I want to come over to your house, give you money for liquor, fuck you, and then kick it untill I have to go home. Was that blatent enough for you?
Now that I've come to graduate college. I realized the only discernible skill I learned was how to roll a joint properly. go me.
Well thats $24,000 well spent.
You know it's an interesting night when you drunkenly scream at your boss, "You'd make a HORRIBLE OBGYN!! You're hands are ENORMOUS!"
i'm like carrie bradshaw but prettier and with a penis
and im sitting here waiting for them to work on my car. in a room full of men. that are too old for me. its like a sausage fest nightmare...
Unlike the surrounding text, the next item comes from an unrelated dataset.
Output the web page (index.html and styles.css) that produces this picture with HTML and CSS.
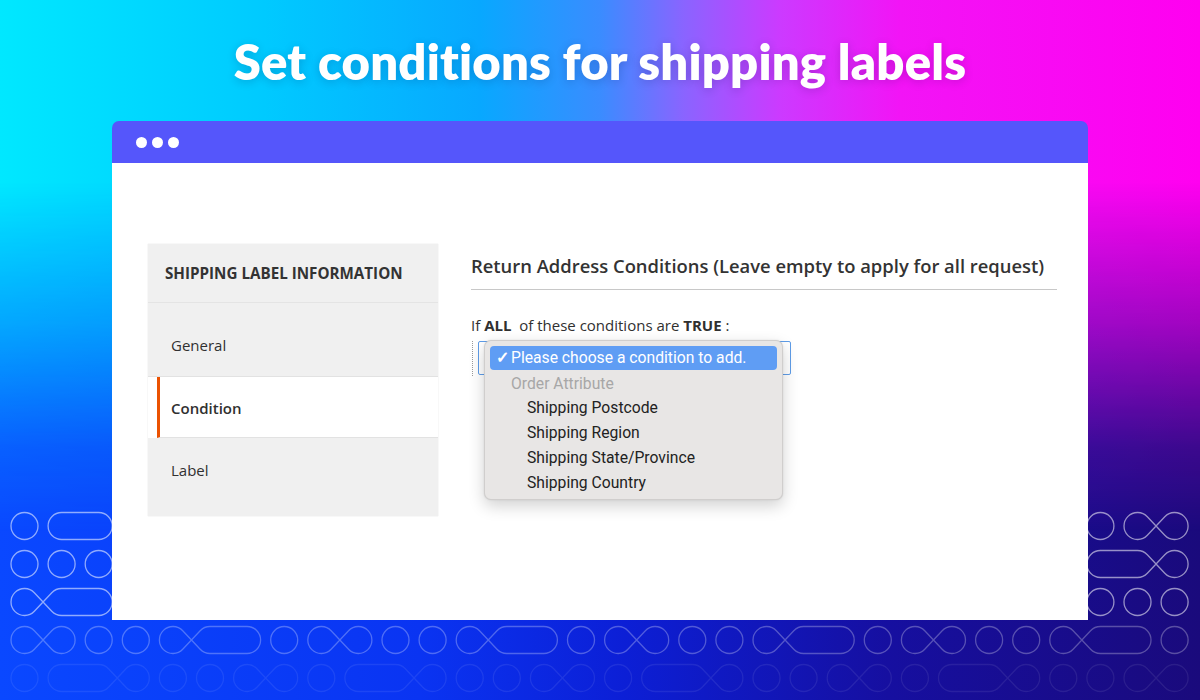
FILE: index.html
```html
<!DOCTYPE html>
<html lang="en">
<head>
<meta charset="utf-8">
<title>Set conditions for shipping labels</title>
<link rel="stylesheet" href="styles.css">
</head>
<body>
<div class="stage">
  <svg class="pattern" width="1200" height="700" viewBox="0 0 1200 700" aria-hidden="true">
    <defs>
      <circle id="c" cx="0" cy="0" r="13.5"/>
      <rect id="p2" x="-13.5" y="-13.5" width="64.1" height="27" rx="13.5"/>
      <path id="inf" d="M18.55,0 L9.83,-9.26 A13.5,13.5 0 1 0 9.83,9.26 L27.27,-9.26 A13.5,13.5 0 1 1 27.27,9.26 Z"/>
      <path id="cp" d="M18.55,0 L9.83,-9.26 A13.5,13.5 0 1 0 9.83,9.26 L27.27,-9.26 A13.5,13.5 0 0 1 37.1,-13.5 L74.2,-13.5 A13.5,13.5 0 0 1 74.2,13.5 L37.1,13.5 A13.5,13.5 0 0 1 27.27,9.26 Z"/>
      <path id="pc" d="M55.65,0 L64.37,-9.26 A13.5,13.5 0 1 1 64.37,9.26 L46.93,-9.26 A13.5,13.5 0 0 0 37.1,-13.5 L0,-13.5 A13.5,13.5 0 0 0 0,13.5 L37.1,13.5 A13.5,13.5 0 0 0 46.93,9.26 Z"/>
    </defs>
    <g class="row-a">
      <use href="#c" x="24.5" y="526"/>
      <use href="#p2" x="61.6" y="526"/>
      <use href="#c" x="1100.4" y="526"/>
      <use href="#inf" x="1137.5" y="526"/>

      <use href="#c" x="24.5" y="564"/>
      <use href="#c" x="61.6" y="564"/>
      <use href="#c" x="98.7" y="564"/>
      <use href="#pc" x="1100.4" y="564"/>

      <use href="#cp" x="24.5" y="602"/>
      <use href="#c" x="1100.4" y="602"/>
      <use href="#c" x="1137.5" y="602"/>
      <use href="#c" x="1174.6" y="602"/>
    </g>
    <g class="row-b">
      <use href="#inf" x="24.5" y="640"/>
      <use href="#c" x="98.7" y="640"/>
      <use href="#c" x="135.8" y="640"/>
      <use href="#cp" x="172.9" y="640"/>
      <use href="#c" x="284.2" y="640"/>
      <use href="#inf" x="321.3" y="640"/>
      <use href="#c" x="395.5" y="640"/>
      <use href="#c" x="432.6" y="640"/>
      <use href="#cp" x="469.7" y="640"/>
      <use href="#c" x="581.0" y="640"/>
      <use href="#inf" x="618.1" y="640"/>
      <use href="#c" x="692.3" y="640"/>
      <use href="#c" x="729.4" y="640"/>
      <use href="#cp" x="766.5" y="640"/>
      <use href="#c" x="877.8" y="640"/>
      <use href="#inf" x="914.9" y="640"/>
      <use href="#c" x="989.1" y="640"/>
      <use href="#c" x="1026.2" y="640"/>
      <use href="#cp" x="1063.3" y="640"/>
      <use href="#c" x="1174.6" y="640"/>
    </g>
    <g class="row-c">
      <use href="#c" x="24.5" y="678"/>
      <use href="#pc" x="61.6" y="678"/>
      <use href="#c" x="172.9" y="678"/>
      <use href="#c" x="210.0" y="678"/>
      <use href="#inf" x="247.1" y="678"/>
      <use href="#c" x="321.3" y="678"/>
      <use href="#pc" x="358.4" y="678"/>
      <use href="#c" x="469.7" y="678"/>
      <use href="#c" x="506.8" y="678"/>
      <use href="#inf" x="543.9" y="678"/>
      <use href="#c" x="618.1" y="678"/>
      <use href="#pc" x="655.2" y="678"/>
      <use href="#c" x="766.5" y="678"/>
      <use href="#c" x="803.6" y="678"/>
      <use href="#inf" x="840.7" y="678"/>
      <use href="#c" x="914.9" y="678"/>
      <use href="#pc" x="952.0" y="678"/>
      <use href="#c" x="1063.3" y="678"/>
      <use href="#c" x="1100.4" y="678"/>
      <use href="#inf" x="1137.5" y="678"/>
    </g>
  </svg>

  <h1 class="title">Set conditions for shipping labels</h1>

  <div class="window">
    <div class="win-bar">
      <span class="dot"></span><span class="dot"></span><span class="dot"></span>
    </div>
    <div class="win-body">
      <nav class="tabs">
        <div class="tabs-head">SHIPPING LABEL INFORMATION</div>
        <div class="tab tab-general">General</div>
        <div class="tab tab-active">Condition</div>
        <div class="tab tab-label">Label</div>
      </nav>
      <section class="conditions">
        <h2 class="cond-title">Return Address Conditions (Leave empty to apply for all request)</h2>
        <p class="rule">If <b>ALL</b>&nbsp; of these conditions are <b>TRUE</b> :</p>
        <div class="select-row">
          <div class="select-box"></div>
          <ul class="menu">
            <li class="opt opt-selected"><span class="check">✓</span>Please choose a condition to add.</li>
            <li class="opt opt-group">Order Attribute</li>
            <li class="opt opt-child">Shipping Postcode</li>
            <li class="opt opt-child">Shipping Region</li>
            <li class="opt opt-child">Shipping State/Province</li>
            <li class="opt opt-child">Shipping Country</li>
          </ul>
        </div>
      </section>
    </div>
  </div>
</div>
</body>
</html>
```

FILE: styles.css
```css
* { box-sizing: border-box; }

html, body {
  margin: 0;
  padding: 0;
}

body {
  width: 1200px;
  height: 700px;
  overflow: hidden;
  font-family: "Open Sans", "Liberation Sans", sans-serif;
}

.stage {
  position: relative;
  width: 1200px;
  height: 700px;
  overflow: hidden;
  padding-top: 33px;
  background: linear-gradient(90deg, #0a48ff 0%, #0a34f2 35%, #0c1fd6 52%, #160fa0 74%, #1a0a7c 100%);
}

.stage::before {
  content: "";
  position: absolute;
  inset: 0;
  background: linear-gradient(90deg, #00e8ff 0%, #00caff 22%, #08a8ff 40%, #3a8cff 50%, #8a64ff 57%, #cc3aff 65%, #f214f6 75%, #ff00f0 100%);
  -webkit-mask-image: linear-gradient(180deg, #000 0%, #000 26%, rgba(0,0,0,0.6) 46%, rgba(0,0,0,0.15) 64%, rgba(0,0,0,0) 76%);
  mask-image: linear-gradient(180deg, #000 0%, #000 26%, rgba(0,0,0,0.6) 46%, rgba(0,0,0,0.15) 64%, rgba(0,0,0,0) 76%);
}

.pattern {
  position: absolute;
  left: 0;
  top: 0;
  fill: none;
  stroke: #ffffff;
  stroke-width: 1.3;
}

.row-a { stroke-opacity: 0.55; }
.row-b { stroke-opacity: 0.28; }
.row-c { stroke-opacity: 0.08; }

.title {
  position: relative;
  margin: 0 0 31px;
  height: 57px;
  line-height: 57px;
  text-align: center;
  color: #ffffff;
  font-family: "Lato", "Open Sans", sans-serif;
  font-weight: 800;
  font-size: 49px;
  letter-spacing: 0.2px;
  text-shadow: 0 2px 10px rgba(0, 0, 60, 0.18);
}

.window {
  position: relative;
  margin-left: 112px;
  width: 976px;
}

.win-bar {
  height: 42px;
  background: #5556fb;
  border-radius: 7px 7px 0 0;
  display: flex;
  align-items: center;
  gap: 5px;
  padding-left: 24px;
}

.dot {
  width: 11px;
  height: 11px;
  border-radius: 50%;
  background: #ffffff;
}

.win-body {
  height: 457px;
  background: #ffffff;
  display: flex;
  gap: 33px;
  padding: 81px 0 0 36px;
}

.tabs {
  width: 290px;
  align-self: flex-start;
  color: #303030;
  font-size: 15px;
  box-shadow: 0 0 1px rgba(0, 0, 0, 0.18);
}

.tabs-head {
  height: 59px;
  background: #f0f0f0;
  border-bottom: 1px solid #e4e4e4;
  padding: 19px 0 0 17px;
  font-weight: 700;
  font-size: 15.2px;
  line-height: 20px;
  color: #333333;
}

.tab {
  background: #f0f0f0;
  line-height: 20px;
  padding-left: 23px;
  border-bottom: 1px solid #e2e2e2;
}

.tab-general {
  height: 74px;
  padding-top: 32px;
}

.tab-active {
  height: 61px;
  padding-top: 21px;
  margin-left: 9px;
  padding-left: 11px;
  background: #ffffff;
  border-left: 3px solid #eb5202;
  border-bottom: 1px solid #e2e2e2;
  font-weight: 600;
}

.tab-label {
  height: 78px;
  padding-top: 22px;
  border-bottom: none;
}

.conditions {
  width: 586px;
  padding-top: 10px;
}

.cond-title {
  margin: 0;
  font-size: 18.4px;
  font-weight: 600;
  line-height: 24px;
  color: #333333;
  padding-bottom: 11px;
  border-bottom: 1px solid #c8c8c8;
}

.rule {
  margin: 25px 0 0;
  font-size: 15px;
  line-height: 20px;
  color: #303030;
}

.rule b { font-weight: 700; }

.select-row {
  position: relative;
  margin-top: 6px;
  margin-left: 1px;
  height: 35px;
  border-left: 1px dotted #9a9a9a;
  padding-left: 5px;
}

.select-box {
  width: 313px;
  height: 34px;
  border: 1px solid #5f9de8;
  border-radius: 2px;
  background: #ffffff;
}

.menu {
  position: absolute;
  left: 11px;
  top: -1px;
  width: 299px;
  height: 160px;
  margin: 0;
  padding: 5px;
  list-style: none;
  background: #e8e6e5;
  border: 1px solid rgba(0, 0, 0, 0.1);
  border-radius: 7px;
  box-shadow: 0 6px 16px rgba(0, 0, 0, 0.18), 0 0 2px rgba(0, 0, 0, 0.1);
  font-family: "Roboto", "Liberation Sans", sans-serif;
  font-size: 15.7px;
  color: #222222;
}

.opt {
  height: 24.8px;
  line-height: 24.8px;
  padding-left: 21px;
  white-space: nowrap;
}

.opt-selected {
  position: relative;
  height: 24px;
  line-height: 24px;
  margin-bottom: 1.5px;
  background: #5f9df4;
  color: #ffffff;
  border-radius: 4px;
}

.check {
  position: absolute;
  left: 6px;
  top: 0;
  font-weight: 700;
}

.opt-group {
  color: #a7a7a7;
}

.opt-child {
  padding-left: 37px;
}
```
in the bathroom helping her wash cum out her eye. pretty much explains my sex life
I am not kidding you. There is an airport luggage cart overturned in my driveway. We need to stop going to the airport bar.
This is ridiculous. It's like playing possible STD Clue, and I don't want to be the winner.
I hope you don't have to start the day explaining to me how you failed to turn "Can I practice my belly dancing in your apartment" into all night sex.
Just took the worst coed shower ever. We both cried. AND I only shaved one leg.
Not good... He ate my chips. Thats not a sex analogy for anything. My actual potato chips... gone. I lost on both ends.
I literally just force feed a guy flintstone vitamins after sex
Dude of course I want to. Your penis is beautiful.
He and I are in a competition of who can sleep with the most people at work. We're tied at two. I could win this if they'd stop hiring damn straight girls.
Okay, so is being determined to have my vagina licked by a woman on Valentine's day an acceptable goal?